═══ RECORDS FOR THE EXERCISE ═══

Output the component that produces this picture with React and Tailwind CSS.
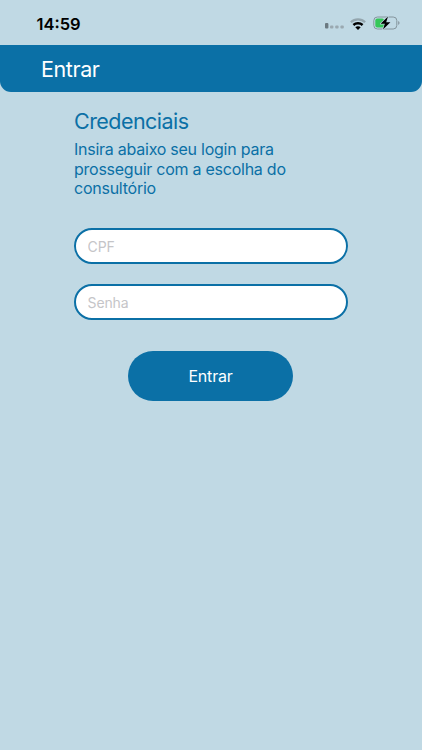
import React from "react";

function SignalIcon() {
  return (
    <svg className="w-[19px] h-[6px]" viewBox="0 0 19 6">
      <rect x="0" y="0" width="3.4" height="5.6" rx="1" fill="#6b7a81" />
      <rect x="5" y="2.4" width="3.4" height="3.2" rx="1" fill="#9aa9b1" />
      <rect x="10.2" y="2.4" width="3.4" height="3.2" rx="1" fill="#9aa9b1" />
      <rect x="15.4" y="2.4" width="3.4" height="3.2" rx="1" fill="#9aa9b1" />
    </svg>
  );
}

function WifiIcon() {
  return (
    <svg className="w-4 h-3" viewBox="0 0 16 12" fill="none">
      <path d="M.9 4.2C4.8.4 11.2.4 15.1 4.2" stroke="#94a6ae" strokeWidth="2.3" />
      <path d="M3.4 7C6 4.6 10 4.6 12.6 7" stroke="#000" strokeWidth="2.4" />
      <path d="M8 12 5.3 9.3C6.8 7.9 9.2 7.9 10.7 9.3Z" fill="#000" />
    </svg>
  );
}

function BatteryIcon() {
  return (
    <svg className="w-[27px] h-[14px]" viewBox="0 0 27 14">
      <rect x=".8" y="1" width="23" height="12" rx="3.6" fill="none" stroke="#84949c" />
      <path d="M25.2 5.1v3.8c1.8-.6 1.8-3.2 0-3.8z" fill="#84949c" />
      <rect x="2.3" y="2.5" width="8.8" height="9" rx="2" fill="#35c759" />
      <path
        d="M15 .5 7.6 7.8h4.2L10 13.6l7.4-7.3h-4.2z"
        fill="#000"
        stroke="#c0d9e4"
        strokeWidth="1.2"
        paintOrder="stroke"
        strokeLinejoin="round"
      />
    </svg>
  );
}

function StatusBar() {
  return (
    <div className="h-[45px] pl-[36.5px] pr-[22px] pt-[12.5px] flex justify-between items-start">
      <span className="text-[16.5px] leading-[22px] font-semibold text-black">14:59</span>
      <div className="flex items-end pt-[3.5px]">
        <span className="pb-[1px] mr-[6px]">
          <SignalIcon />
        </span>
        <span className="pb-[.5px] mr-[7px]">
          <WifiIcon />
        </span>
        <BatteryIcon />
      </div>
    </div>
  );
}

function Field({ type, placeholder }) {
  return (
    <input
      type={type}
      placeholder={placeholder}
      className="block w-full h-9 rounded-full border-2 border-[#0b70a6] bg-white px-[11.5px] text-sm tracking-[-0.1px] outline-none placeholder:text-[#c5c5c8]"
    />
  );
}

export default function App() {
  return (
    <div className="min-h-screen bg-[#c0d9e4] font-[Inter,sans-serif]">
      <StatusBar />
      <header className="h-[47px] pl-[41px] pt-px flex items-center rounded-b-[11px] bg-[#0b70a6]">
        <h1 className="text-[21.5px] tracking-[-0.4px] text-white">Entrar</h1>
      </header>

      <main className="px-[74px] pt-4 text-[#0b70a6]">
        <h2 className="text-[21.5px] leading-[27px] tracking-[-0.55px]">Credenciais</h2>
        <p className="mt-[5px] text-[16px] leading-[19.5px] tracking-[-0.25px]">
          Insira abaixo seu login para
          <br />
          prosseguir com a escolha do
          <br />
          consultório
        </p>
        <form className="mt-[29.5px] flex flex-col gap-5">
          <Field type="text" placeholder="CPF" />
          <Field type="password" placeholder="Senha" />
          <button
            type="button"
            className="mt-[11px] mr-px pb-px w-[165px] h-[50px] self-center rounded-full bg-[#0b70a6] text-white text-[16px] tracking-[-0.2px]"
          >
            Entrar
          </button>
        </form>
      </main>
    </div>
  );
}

═══
═══ RECORDS FOR THE EXERCISE ═══

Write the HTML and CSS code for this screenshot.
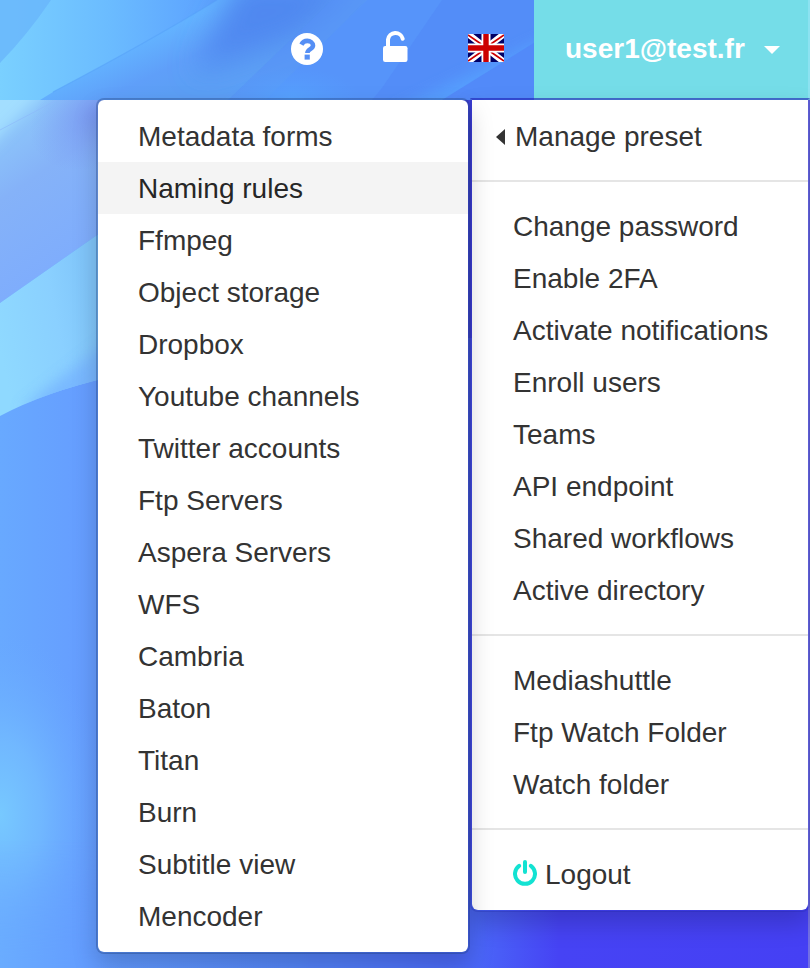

═══

Extract each line holding the string "this".

Output the component that produces this picture with React and Tailwind CSS.
Write the HTML and CSS code for this screenshot.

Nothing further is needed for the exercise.